I had really good intentions of sending out a Christmas letter this past year.
Really, I did.
You know, the kind of letter that summarizes the past year of your life while spreading comfort and joy to all its recipients. I entertained all sorts of inspiring and hopeful messages, well-equipped from my years of serving as the Kuehn family Christmas scribe. But based on 2013’s long-lost Christmas cards, there was still a chance I might not follow through.
Christmas has come and gone, but before too much of January slips away, I decided to punch out a summary of my 2014:
Dear friends and family and people who read,
Season’s greetings. I am finding that all of the old adages about the passing of time are proving true, and here it is the start of another year, exciting and terrifying as that is.
Though I do not speak with many of you as often as I would like, I am increasingly appreciative of the gift of connection, the way it has shaped me, and the life that it brings.
I am (again) in a stage of life that revolves around the question, “What do you want to be when you grow up?” I am more excited than I have been previously to answer this question, though the answer changes on roughly a monthly basis.

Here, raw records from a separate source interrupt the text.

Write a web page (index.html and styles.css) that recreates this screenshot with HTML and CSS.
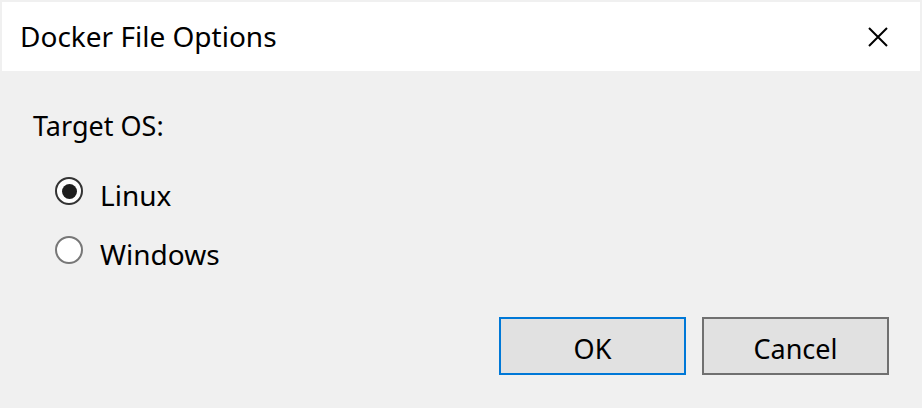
FILE: index.html
```html
<!DOCTYPE html>
<html>
<head>
<meta charset="utf-8">
<link rel="stylesheet" href="styles.css">
</head>
<body>
<div class="window">
  <div class="titlebar">
    <span class="title">Docker File Options</span>
    <span class="close">
      <svg width="20" height="20" viewBox="0 0 20 20"><path d="M1 1 L19 19 M19 1 L1 19" stroke="#000" stroke-width="2" fill="none"/></svg>
    </span>
  </div>
  <div class="content">
    <div class="label">Target OS:</div>
    <div class="radios">
      <div class="radio"><span class="circle checked"><span class="dot"></span></span><span class="rtext">Linux</span></div>
      <div class="radio"><span class="circle"></span><span class="rtext">Windows</span></div>
    </div>
    <div class="buttons">
      <div class="btn default">OK</div>
      <div class="btn">Cancel</div>
    </div>
  </div>
</div>
</body>
</html>
```
FILE: styles.css
```css
html, body {
  margin: 0;
  padding: 0;
  background: #f0f0f0;
}
body {
  font-family: "Noto Sans", "Open Sans", sans-serif;
  color: #000;
}
.window {
  width: 922px;
  height: 408px;
  padding: 2px;
  box-sizing: border-box;
  display: flex;
  flex-direction: column;
}
.titlebar {
  height: 69px;
  background: #fff;
  display: flex;
  align-items: center;
  justify-content: space-between;
  padding-left: 18px;
  padding-right: 32px;
  flex: none;
}
.title {
  font-size: 28px;
  line-height: 1;
  margin-top: -2px;
}
.close {
  display: flex;
  width: 20px;
  height: 20px;
}
.content {
  flex: 1;
  padding: 0 31px 0 31px;
  display: flex;
  flex-direction: column;
}
.label {
  font-size: 27px;
  margin-top: 40px;
  line-height: 30px;
}
.radios {
  margin-top: 36px;
  padding-left: 22px;
  display: flex;
  flex-direction: column;
  gap: 23px;
}
.radio {
  display: flex;
  align-items: center;
  height: 36px;
}
.circle {
  width: 28px;
  height: 28px;
  margin-bottom: 8px;
  box-sizing: border-box;
  border: 2px solid #777;
  border-radius: 50%;
  background: #fff;
  display: flex;
  align-items: center;
  justify-content: center;
  flex: none;
}
.circle.checked {
  border-color: #333;
}
.dot {
  width: 15px;
  height: 15px;
  border-radius: 50%;
  background: #1f1f1f;
}
.rtext {
  font-size: 28px;
  margin-left: 17px;
}
.buttons {
  margin-top: auto;
  margin-bottom: 31px;
  display: flex;
  justify-content: flex-end;
  gap: 16px;
}
.btn {
  width: 187px;
  height: 58px;
  padding-top: 5px;
  box-sizing: border-box;
  background: #e1e1e1;
  border: 2px solid #707070;
  display: flex;
  align-items: center;
  justify-content: center;
  font-size: 27px;
}
.btn.default {
  border-color: #0078d7;
}
```
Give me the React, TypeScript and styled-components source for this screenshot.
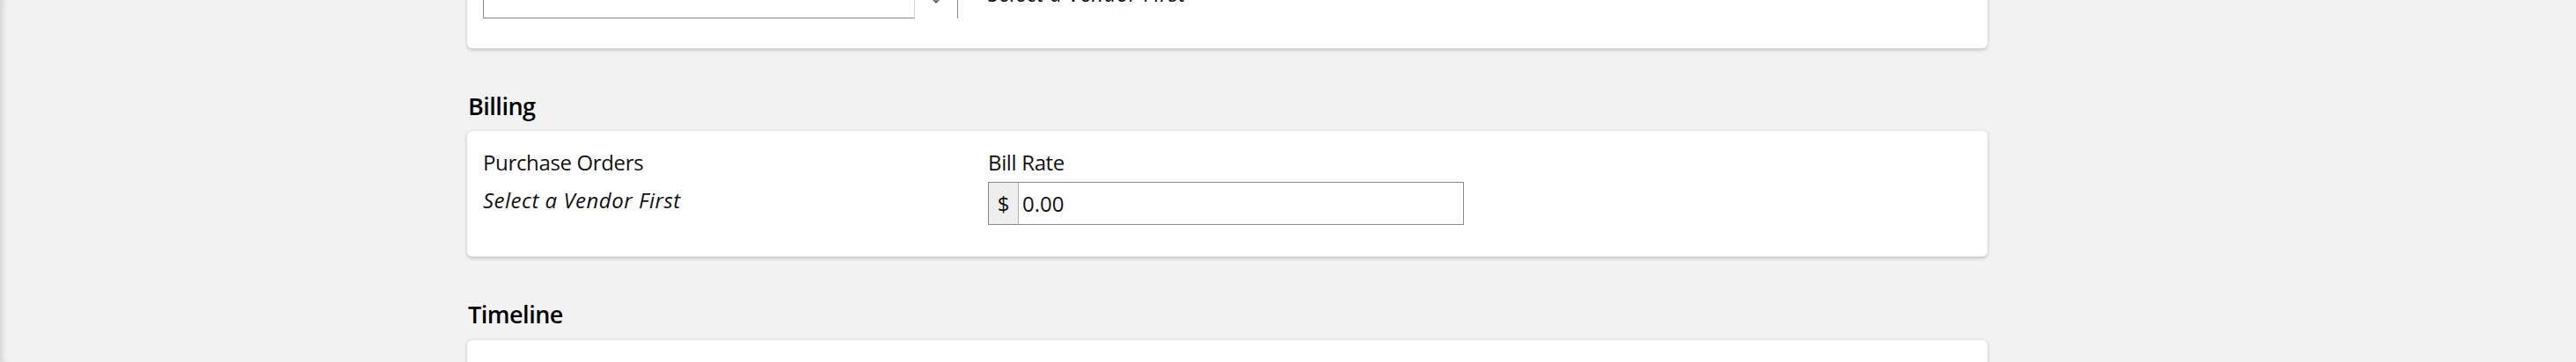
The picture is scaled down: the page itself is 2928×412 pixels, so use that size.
import styled, { createGlobalStyle } from "styled-components";

const GlobalStyle = createGlobalStyle`
  html, body {
    margin: 0;
    padding: 0;
    overflow: hidden;
    background: #f2f2f2;
  }
  body {
    font-family: "Open Sans", "Liberation Sans", sans-serif;
    font-size: 24px;
    color: #111;
  }
`;

const Page = styled.div`
  height: 100vh;
  overflow: hidden;
  background: #f2f2f2;
  box-shadow: inset 9px 0 9px -7px rgba(0, 0, 0, 0.16);
  padding-left: 531px;
`;

const Content = styled.main`
  width: 1728px;
  display: flex;
  flex-direction: column;
`;

// the first card is scrolled partly out of view
const Card = styled.section<{ $shift?: number; $minHeight?: number }>`
  background: #fff;
  border-radius: 6px;
  box-shadow: 0 1.5px 4.5px rgba(0, 0, 0, 0.2);
  padding: 18px;
  margin-top: ${(p) => (p.$shift ? `-${p.$shift}px` : "0")};
  min-height: ${(p) => (p.$minHeight ? `${p.$minHeight}px` : "auto")};
`;

const SectionTitle = styled.h2`
  margin: 50px 0 12px 1px;
  font-family: "Open Sans", "Liberation Sans", sans-serif;
  font-weight: 600;
  font-size: 27px;
  line-height: 1.2;
  letter-spacing: -0.5px;
  color: #000;
`;

const FieldGrid = styled.div`
  display: grid;
  grid-template-columns: repeat(3, 1fr);
  column-gap: 30px;
`;

const Field = styled.div<{ $tight?: boolean }>`
  display: flex;
  flex-direction: column;
  margin-bottom: ${(p) => (p.$tight ? "16px" : "18px")};
`;

const Label = styled.label`
  line-height: 36px;
  margin-bottom: 4px;
  letter-spacing: -0.35px;
`;

const Placeholder = styled.div`
  font-style: italic;
  line-height: 36px;
  padding-top: 3px;
  letter-spacing: 0.5px;
`;

const SelectBox = styled.div`
  display: flex;
  width: 540px;
  height: 49px;
`;

const SelectInput = styled.div`
  flex: 1;
  border: 1px solid #8a8a8a;
  border-right-color: #d4d4d4;
  background: #fff;
`;

const SelectArrow = styled.div`
  width: 48px;
  border-right: 1px solid #8a8a8a;
  display: flex;
  align-items: center;
  justify-content: center;
`;

const InputGroup = styled.div`
  display: flex;
  width: 541px;
  height: 49px;
  border: 1px solid #8a8a8a;
  box-sizing: border-box;
`;

const Addon = styled.span`
  width: 33px;
  display: flex;
  align-items: center;
  justify-content: center;
  background: #eeeeee;
  border-right: 1px solid #b0b0b0;
`;

const TextInput = styled.input`
  flex: 1;
  min-width: 0;
  border: none;
  outline: none;
  padding: 0 0 0 4px;
  font-family: "Open Sans", "Liberation Sans", sans-serif;
  font-size: 24px;
  color: #111;
  background: #fff;
`;

export default function App() {
  return (
    <>
      <GlobalStyle />
      <Page>
        <Content>
          <Card $shift={86}>
            <FieldGrid>
              <Field $tight>
                <Label>Vendor</Label>
                <SelectBox>
                  <SelectInput />
                  <SelectArrow>
                    <svg width="14" height="16" viewBox="0 0 14 16">
                      <path d="M7 2v12M3 10l4 4 4-4" stroke="#666" strokeWidth="1.5" fill="none" />
                    </svg>
                  </SelectArrow>
                </SelectBox>
              </Field>
              <Field $tight>
                <Label>Contact</Label>
                <Placeholder>Select a Vendor First</Placeholder>
              </Field>
            </FieldGrid>
          </Card>

          <SectionTitle>Billing</SectionTitle>
          <Card>
            <FieldGrid>
              <Field>
                <Label>Purchase Orders</Label>
                <Placeholder>Select a Vendor First</Placeholder>
              </Field>
              <Field>
                <Label>Bill Rate</Label>
                <InputGroup>
                  <Addon>$</Addon>
                  <TextInput defaultValue="0.00" />
                </InputGroup>
              </Field>
            </FieldGrid>
          </Card>

          <SectionTitle>Timeline</SectionTitle>
          <Card $minHeight={200} />
        </Content>
      </Page>
    </>
  );
}
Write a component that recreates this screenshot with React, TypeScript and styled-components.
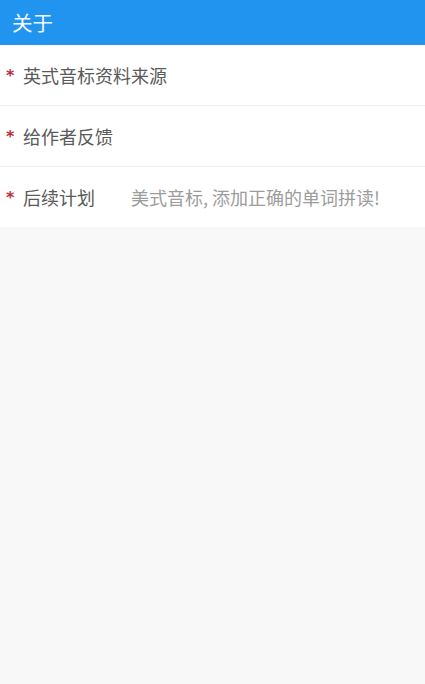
import styled, { createGlobalStyle } from "styled-components";

const GlobalStyle = createGlobalStyle`
  html, body {
    margin: 0;
    padding: 0;
    background: #f8f8f8;
    font-family: "Noto Sans CJK SC", "Noto Sans", sans-serif;
  }
`;

const items = [
  { label: "英式音标资料来源", note: "" },
  { label: "给作者反馈", note: "" },
  { label: "后续计划", note: "美式音标, 添加正确的单词拼读!" },
];

export default function App() {
  return (
    <Page>
      <GlobalStyle />
      <Header>关于</Header>
      <List>
        {items.map((item, index) => {
          return (
            <Row key={index}>
              <Star>*</Star>
              <Label $wide={!item.note}>{item.label}</Label>
              {item.note && <Note>{item.note}</Note>}
            </Row>
          );
        })}
      </List>
    </Page>
  );
}

const Page = styled.div`
  width: 425px;
  min-height: 684px;
  background: #f8f8f8;
`;

const Header = styled.div`
  height: 45px;
  display: flex;
  align-items: center;
  padding: 0 12px 2px;
  background: #2094ee;
  color: #f4f9ff;
  font-size: 20.5px;
  line-height: 20px;
  box-sizing: border-box;
`;

const List = styled.div`
  background: #ffffff;
`;

const Row = styled.div`
  height: 60px;
  display: flex;
  align-items: center;
  padding: 0 6px;
  border-bottom: 1px solid #f3f3f3;

  &:last-child {
    border-bottom: none;
  }
`;

const Star = styled.span`
  width: 17px;
  color: #b8303c;
  font-family: "DejaVu Sans", sans-serif;
  font-size: 16px;
  font-weight: 700;
  line-height: 16px;
  padding-top: 2px;
`;

const Label = styled.span<{ $wide: boolean }>`
  width: ${(p) => (p.$wide ? "auto" : "108px")};
  color: #5a5a5a;
  font-size: 18px;
  line-height: 20px;
`;

const Note = styled.span`
  color: #9c9c9c;
  font-size: 18px;
  line-height: 20px;
`;
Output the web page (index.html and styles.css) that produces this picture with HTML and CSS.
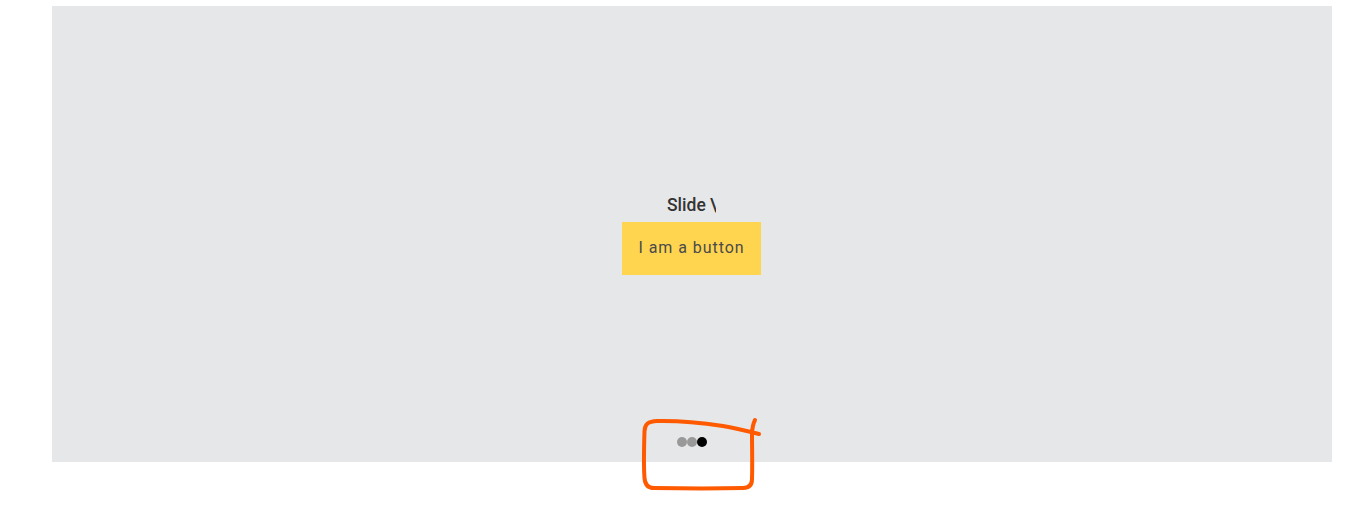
FILE: index.html
```html
<!DOCTYPE html>
<html lang="en">
<head>
  <meta charset="UTF-8">
  <title>Slider</title>
  <link rel="stylesheet" href="styles.css">
</head>
<body>
  <div class="page">
    <div class="slide">
      <div class="slide-content">
        <h2 class="slide-title">Slide \</h2>
        <button class="slide-btn">I am a button</button>
      </div>
      <div class="dots">
        <span class="dot"></span>
        <span class="dot"></span>
        <span class="dot active"></span>
      </div>
    </div>
    <!-- hand drawn marker around the dots -->
    <svg class="scribble" width="130" height="80" viewBox="0 0 130 80">
      <path d="M124 23 C112 20 100 17 88 15 C68 12 42 9.500 22 10 C13 10.500 10 13 9.500 20 C9 36 8.500 54 9.500 67 C10 74 13 77 19 77 C50 77.500 85 77.500 108 77 C114 77 117 74 117 68 C117.500 52 117 36 117 24 C117 18 118 13 120 9" />
    </svg>
  </div>
</body>
</html>
```

FILE: styles.css
```css
/* General Reset */
* {
  margin: 0;
  padding: 0;
  box-sizing: border-box;
}

body {
  font-family: Roboto, "Liberation Sans", sans-serif;
  background-color: #fff;
  height: 505px;
  overflow: hidden;
}

.page {
  position: relative;
  padding: 6px 34px 0 52px;
}

/* Slide */
.slide {
  position: relative;
  height: 456px;
  background-color: #e6e7e9;
  display: flex;
  align-items: center;
  justify-content: center;
}

.slide-content {
  display: flex;
  flex-direction: column;
  align-items: center;
  gap: 7px;
  margin-right: 1px;
  margin-top: 2px;
}

.slide-title {
  width: 49px;
  overflow: hidden;
  white-space: nowrap;
  font-size: 17.500px;
  line-height: 20px;
  font-weight: 500;
  color: #333;
}

.slide-btn {
  width: 139px;
  height: 53px;
  padding-bottom: 2px;
  border: none;
  background-color: #ffd54f;
  color: #4a4a4a;
  font-family: inherit;
  font-size: 16px;
  letter-spacing: 0.950px;
}

/* Dots */
.dots {
  position: absolute;
  left: 0;
  right: 0;
  bottom: 15px;
  display: flex;
  justify-content: center;
}

.dot {
  width: 10px;
  height: 10px;
  border-radius: 50%;
  background-color: #999;
}

.dot.active {
  background-color: #000;
}

.scribble {
  position: absolute;
  left: 635px;
  top: 411px;
}

.scribble path {
  fill: none;
  stroke: #ff5a00;
  stroke-width: 4;
  stroke-linecap: round;
  stroke-linejoin: round;
}
```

To set a little context, I am living in Oakland, California and pursuing a Master’s of Fine Arts (MFA) degree in creative non-fiction writing at Saint Mary’s College in Moraga. Non-fiction is a broad field that includes memoir, personal essays and journalism among other things. I started my degree September of 2013 and will graduate in May of 2015. During my time in CA I have worked as a writing tutor, math tutor, contributing writer, freelance editor and workshop facilitator.
But that is what I’ve done already.
Back to the question of what I hope to do next, a question that shaped 2014.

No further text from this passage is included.